The reality, as we all know, is that health is not measured by weight and that the relationship is not linear. There are weight zones (underweight or overweight) when you may not be healthy just as there are weight zones (optimal weigh) where you may be healthy. You may also be at optimal weight and have some other disease that makes you unhealthy. But if you were told by “experts” to ignore everything else and that increasing weight was your pathway to health, what would you do? What if you were told by these “experts” that as much eating of fat, sugar and salt was your pathway to weight and health, what would you do?

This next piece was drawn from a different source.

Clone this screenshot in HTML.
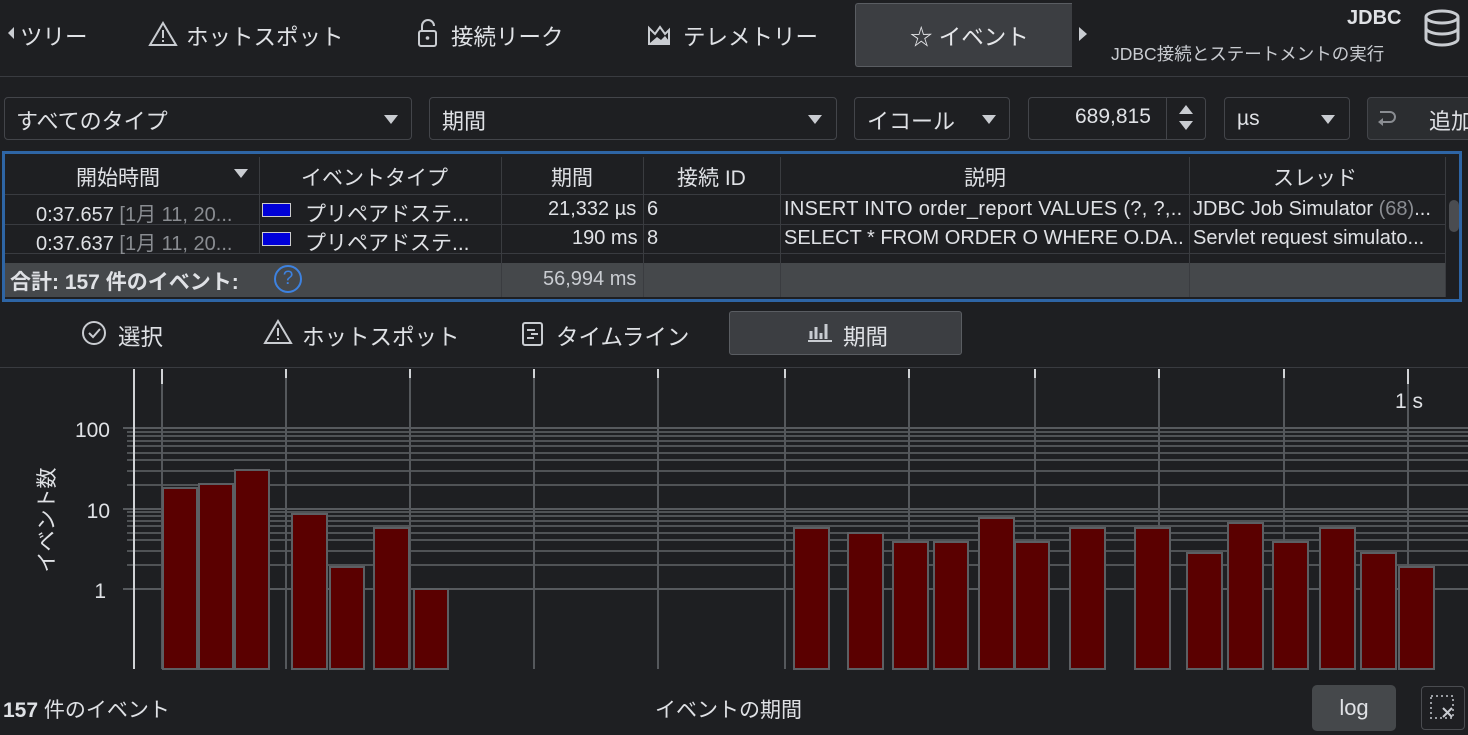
<!DOCTYPE html>
<html><head><meta charset="utf-8"><style>
body{margin:0;width:1468px;height:735px;background:#1e1f22;overflow:hidden;font-family:"Liberation Sans","Noto Sans CJK JP",sans-serif;color:#dfe1e5;position:relative}
.a{position:absolute;white-space:nowrap}
.t{font-size:22.5px;top:20px}
.box{position:absolute;border:1px solid #43454a;border-radius:4px;background:#1e1f22;box-sizing:border-box}
.tri{position:absolute;width:0;height:0;border-left:7px solid transparent;border-right:7px solid transparent;border-top:9px solid #c9ccd1}
.cell{position:absolute;font-size:20px;white-space:nowrap;overflow:hidden}
.vl{position:absolute;width:1px;background:#3a3c40}
</style></head><body>
<!-- top tabs -->
<div class="a" style="left:8px;top:27px;width:0;height:0;border-top:6px solid transparent;border-bottom:6px solid transparent;border-right:6px solid #c9ccd1"></div>
<div class="a t" style="left:20px">ツリー</div>
<svg class="a" style="left:148px;top:20px" width="30" height="28"><path d="M15 3 L28 25 H2 Z" fill="none" stroke="#c9ccd1" stroke-width="2"/><path d="M15 10v8M15 20v2" stroke="#c9ccd1" stroke-width="2"/></svg>
<div class="a t" style="left:186px">ホットスポット</div>
<svg class="a" style="left:416px;top:18px" width="24" height="32"><path d="M6 13V8a6 6 0 0 1 12 0" fill="none" stroke="#c9ccd1" stroke-width="2"/><rect x="3" y="13" width="17" height="15" rx="2" fill="none" stroke="#c9ccd1" stroke-width="2"/><circle cx="11.5" cy="20" r="1.8" fill="#c9ccd1"/></svg>
<div class="a t" style="left:451px">接続リーク</div>
<svg class="a" style="left:646px;top:22px" width="26" height="26"><path d="M3 22V6l6 6 5-7 5 7 4-4v14Z" fill="none" stroke="#c9ccd1" stroke-width="2"/><path d="M4 21l7-6 4 3 4-4 4 5v3H4z" fill="#c9ccd1"/></svg>
<div class="a t" style="left:683px">テレメトリー</div>
<div class="a" style="left:855px;top:3px;width:216px;height:62px;background:#3c3e42;border:1px solid #5a5d62;border-right:none;border-radius:3px 0 0 3px"></div>
<div class="a t" style="left:910px;color:#e6e7ea">☆ イベント</div>
<div class="a" style="left:1079px;top:27px;width:0;height:0;border-top:7px solid transparent;border-bottom:7px solid transparent;border-left:8px solid #c9ccd1"></div>
<div class="a" style="left:1347px;top:7px;font-size:20px;font-weight:bold">JDBC</div>
<div class="a" style="left:1111px;top:41px;font-size:17.5px;color:#c9ccd1">JDBC接続とステートメントの実行</div>
<svg class="a" style="left:1422px;top:9px" width="40" height="38"><ellipse cx="20" cy="8" rx="16" ry="6" fill="none" stroke="#c9ccd1" stroke-width="3"/><path d="M4 8v22c0 3 7 6 16 6s16-3 16-6V8M4 19c0 3 7 6 16 6s16-3 16-6" fill="none" stroke="#c9ccd1" stroke-width="3"/></svg>
<div class="a" style="left:0;top:76px;width:1468px;height:1px;background:#393b40"></div>
<!-- filter row -->
<div class="box" style="left:4px;top:97px;width:408px;height:43px"></div>
<div class="a" style="left:16px;top:104px;font-size:22px">すべてのタイプ</div><div class="tri" style="left:384px;top:115px"></div>
<div class="box" style="left:429px;top:97px;width:408px;height:43px"></div>
<div class="a" style="left:442px;top:104px;font-size:22px">期間</div><div class="tri" style="left:808px;top:115px"></div>
<div class="box" style="left:854px;top:97px;width:156px;height:43px"></div>
<div class="a" style="left:867px;top:104px;font-size:22px">イコール</div><div class="tri" style="left:982px;top:115px"></div>
<div class="box" style="left:1028px;top:97px;width:178px;height:43px"></div>
<div class="a" style="left:1075px;top:105px;font-size:21px">689,815</div>
<div class="a" style="left:1166px;top:98px;width:1px;height:41px;background:#43454a"></div>
<div class="a" style="left:1179px;top:105px;border-left:7px solid transparent;border-right:7px solid transparent;border-bottom:9px solid #c9ccd1"></div>
<div class="a" style="left:1179px;top:121px;border-left:7px solid transparent;border-right:7px solid transparent;border-top:9px solid #c9ccd1"></div>
<div class="box" style="left:1224px;top:97px;width:126px;height:43px"></div>
<div class="a" style="left:1237px;top:107px;font-size:21px">µs</div><div class="tri" style="left:1321px;top:115px"></div>
<div class="box" style="left:1367px;top:97px;width:120px;height:43px;background:#2b2d30"></div>
<svg class="a" style="left:1374px;top:106px" width="26" height="26"><path d="M6 6h10a5 5 0 0 1 0 10H6" fill="none" stroke="#8a8d92" stroke-width="2"/><path d="M9 12l-5 4 5 4z" fill="#8a8d92"/></svg>
<div class="a" style="left:1429px;top:104px;font-size:22px">追加</div>
<!-- table -->
<div class="a" style="left:2px;top:151px;width:1460px;height:151px;border:3px solid #2e65a5;box-sizing:border-box"></div>
<div class="a" style="left:5px;top:194px;width:1440px;height:1px;background:#393b40"></div>
<div class="a" style="left:5px;top:224px;width:1440px;height:1px;background:#393b40"></div>
<div class="a" style="left:5px;top:253px;width:1440px;height:1px;background:#393b40"></div>
<div class="a" style="left:5px;top:263px;width:1440px;height:34px;background:#45484b"></div>
<div class="vl" style="left:259px;top:157px;height:97px"></div>
<div class="vl" style="left:501px;top:157px;height:140px"></div>
<div class="vl" style="left:643px;top:157px;height:140px"></div>
<div class="vl" style="left:780px;top:157px;height:140px"></div>
<div class="vl" style="left:1189px;top:157px;height:140px"></div>
<div class="vl" style="left:1445px;top:157px;height:140px"></div>
<div class="a" style="left:1449px;top:200px;width:10px;height:32px;border-radius:5px;background:#4a4c50"></div>
<div class="cell" style="left:76px;top:162px;font-size:21px">開始時間</div>
<div class="tri" style="left:234px;top:169px"></div>
<div class="cell" style="left:301px;top:162px;font-size:21px">イベントタイプ</div>
<div class="cell" style="left:551px;top:162px;font-size:21px">期間</div>
<div class="cell" style="left:677px;top:162px;font-size:21px">接続 ID</div>
<div class="cell" style="left:964px;top:162px;font-size:21px">説明</div>
<div class="cell" style="left:1273px;top:162px;font-size:21px">スレッド</div>
<div class="cell" style="left:36px;top:198px">0:37.657 <span style="color:#8a8d92">[1月 11, 20...</span></div>
<div class="cell" style="left:36px;top:227px">0:37.637 <span style="color:#8a8d92">[1月 11, 20...</span></div>
<div class="a" style="left:262px;top:203px;width:27px;height:12px;background:#0000d8;border:1px solid #ccc"></div>
<div class="a" style="left:262px;top:232px;width:27px;height:12px;background:#0000d8;border:1px solid #ccc"></div>
<div class="cell" style="left:305px;top:198px;font-size:21px">プリペアドステ...</div>
<div class="cell" style="left:305px;top:227px;font-size:21px">プリペアドステ...</div>
<div class="cell" style="left:548px;top:198px">21,332 µs</div>
<div class="cell" style="left:572px;top:227px">190 ms</div>
<div class="cell" style="left:647px;top:198px">6</div>
<div class="cell" style="left:647px;top:227px">8</div>
<div class="cell" style="left:784px;top:198px;width:400px;letter-spacing:0.3px">INSERT INTO order_report VALUES (?, ?,...</div>
<div class="cell" style="left:784px;top:227px;width:400px">SELECT * FROM ORDER O WHERE O.DA...</div>
<div class="cell" style="left:1193px;top:198px;width:252px">JDBC Job Simulator <span style="color:#8a8d92">(68)</span>...</div>
<div class="cell" style="left:1193px;top:227px;width:252px">Servlet request simulato...</div>
<div class="cell" style="left:10px;top:266px;font-weight:bold;font-size:21px">合計: 157 件のイベント:</div>
<div class="a" style="left:274px;top:265px;width:24px;height:24px;border:2px solid #3d82e0;border-radius:50%;color:#3d82e0;font-size:19px;text-align:center;line-height:24px">?</div>
<div class="cell" style="left:543px;top:268px;color:#c9ccd1">56,994 ms</div>
<!-- bottom tabs -->
<svg class="a" style="left:81px;top:320px" width="28" height="28"><circle cx="13" cy="13" r="11" fill="none" stroke="#c9ccd1" stroke-width="2"/><path d="M8 13l4 4 7-8" fill="none" stroke="#c9ccd1" stroke-width="2"/></svg>
<div class="a t" style="left:118px;top:320px">選択</div>
<svg class="a" style="left:263px;top:318px" width="30" height="28"><path d="M15 3 L28 25 H2 Z" fill="none" stroke="#c9ccd1" stroke-width="2"/><path d="M15 10v8M15 20v2" stroke="#c9ccd1" stroke-width="2"/></svg>
<div class="a t" style="left:302px;top:320px">ホットスポット</div>
<svg class="a" style="left:520px;top:320px" width="26" height="28"><rect x="3" y="3" width="19" height="22" rx="2" fill="none" stroke="#c9ccd1" stroke-width="2"/><path d="M7 10h8M11 14h7M7 18h7" stroke="#c9ccd1" stroke-width="2"/></svg>
<div class="a t" style="left:556px;top:320px">タイムライン</div>
<div class="a" style="left:729px;top:311px;width:233px;height:44px;background:#3c3e42;border:1px solid #5a5d62;box-sizing:border-box;border-radius:3px"></div>
<svg class="a" style="left:805px;top:321px" width="30" height="24"><path d="M3 20h24" stroke="#c9ccd1" stroke-width="2"/><path d="M6 10v8M11 6v12M16 12v6M21 3v15" stroke="#c9ccd1" stroke-width="3"/></svg>
<div class="a t" style="left:843px;top:320px">期間</div>
<div class="a" style="left:0;top:367px;width:1468px;height:1px;background:#393b40"></div>
<!-- chart -->
<svg class="a" style="left:0;top:0" width="1468" height="735">
<g stroke="#575a5e" stroke-width="2">
<path d="M123 428H1468M123 509H1468M123 589H1468"/>
</g>
<g stroke="#505356" stroke-width="2">
<path d="M127 565H1468M127 551H1468M127 540H1468M127 533H1468M127 526H1468M127 521H1468M127 516H1468M127 512H1468M127 485H1468M127 471H1468M127 460H1468M127 453H1468M127 446H1468M127 441H1468M127 436H1468M127 432H1468"/>
</g>
<g stroke="#55585c" stroke-width="2">
<path d="M162 378V669M286 378V669M410 378V669M534 378V669M658 378V669M785 378V669M909 378V669M1035 378V669M1159 378V669M1284 378V669M1408 378V669"/>
</g>
<g stroke="#d0d2d5" stroke-width="2">
<path d="M162 369V384M286 369V378M410 369V378M534 369V378M658 369V378M785 369V378M909 369V378M1035 369V378M1159 369V378M1284 369V378M1408 369V384"/>
<path d="M134 369V669"/>
</g>
<g fill="#5a0000" stroke="#5c5f63" stroke-width="2">
<rect x="163" y="488" width="34" height="181"/><rect x="199" y="484" width="34" height="185"/><rect x="235" y="470" width="34" height="199"/>
<rect x="292" y="514" width="35" height="155"/><rect x="330" y="567" width="34" height="102"/><rect x="374" y="528" width="35" height="141"/><rect x="414" y="589" width="34" height="80"/>
<rect x="794" y="528" width="35" height="141"/><rect x="848" y="533" width="35" height="136"/><rect x="893" y="542" width="35" height="127"/><rect x="934" y="542" width="34" height="127"/>
<rect x="979" y="518" width="35" height="151"/><rect x="1015" y="542" width="34" height="127"/><rect x="1070" y="528" width="35" height="141"/><rect x="1135" y="528" width="35" height="141"/>
<rect x="1187" y="553" width="35" height="116"/><rect x="1228" y="523" width="35" height="146"/><rect x="1273" y="542" width="35" height="127"/><rect x="1320" y="528" width="35" height="141"/>
<rect x="1361" y="553" width="35" height="116"/><rect x="1399" y="567" width="35" height="102"/>
</g>
<g fill="#dfe1e5" font-family="Liberation Sans, sans-serif" font-size="21" text-anchor="end">
<text x="110" y="437">100</text><text x="110" y="518">10</text><text x="106" y="598">1</text>
<text x="1423" y="408">1 s</text>
</g>
<text transform="translate(54 520) rotate(-90)" text-anchor="middle" fill="#dfe1e5" font-size="21" font-family="Liberation Sans, Noto Sans CJK JP, sans-serif">イベント数</text>
</svg>
<div class="a" style="left:3px;top:694px;font-size:21px"><b>157</b> 件のイベント</div>
<div class="a" style="left:655px;top:694px;font-size:21px">イベントの期間</div>
<div class="a" style="left:1312px;top:685px;width:84px;height:46px;background:#45484b;border-radius:5px;font-size:22px;text-align:center;line-height:46px">log</div>
<div class="a" style="left:1421px;top:686px;width:44px;height:44px;border:1px solid #4a4c50;border-radius:4px;box-sizing:border-box"></div>
<svg class="a" style="left:1428px;top:693px" width="30" height="30"><rect x="3" y="3" width="22" height="22" fill="none" stroke="#9a9da2" stroke-width="2" stroke-dasharray="2 3"/><path d="M15 15l9 9M24 15l-9 9" stroke="#c9ccd1" stroke-width="2"/></svg>
</body></html>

Sounds silly to maximise your fat, salt and sugar intake to improve your health doesn’t it? Well, this is how our political masters and econocrats want you to believe this is how best to manage the economy. As long as GDP is increasing, everything is hunky dory.
(Spoiler, if you don’t want to read on, it is government spending that is the fat, sugar and salt in our economic diet).
Imagine now that we define ever increasing spending as a sign of economic health. It is linear. More spending means a healthier economy. Simple.
The problem you see is the GIGO problem – garbage in, garbage out. As long as it is accepted that the one and only measure of economic health is ever increasing GDP, the only thing that will be targeted is increasing GDP – and GDP is measured by spending. If spending is funded by debt, that does not matter. The mix of spending, public versus private, does not matter. If spending is on junk, does not matter. All that matters is that there is more spending today than yesterday and the economy is better.
As most Cat readers know, GDP is equal to the sum of C + I + G + X – M and problems arise when C or or X fall. This is what our learned political masters and econocrats call declining or insufficient aggregate demand. So the only solution, so as to increase GDP is to increase G – government spending. It does not matter that the spending is on rubbish or that it is funded by debt, as long as G covers the decline in the rest sufficiently to increase GDP, then all must be good.
Would you tell your children to forget about their greens and eat up on cake, chips and soft drinks because it will make them heavier and hence healthier? Well why do we accept this nonsense from Canberra?
As a guide, if you hear any of the following statements, you can be assured that the speaker does not know what they are talking about and should be voted off the island immediately.
- The Government cannot reduce government spending now because it will damage the economy.
- Investment (aka increased spending) in education will lead to higher tax revenues in the future.
- We need to tax more to invest in infrastructure.
- There is no waste in Government administration.
The worst thing about this economic nonsense is that it is espoused by all the major parties.
As we await the release of the Commonwealth budget tomorrow, let’s watch to see how effectively profligacy is described as investment and waste as necessity. It doesn’t matter to them – its not their money.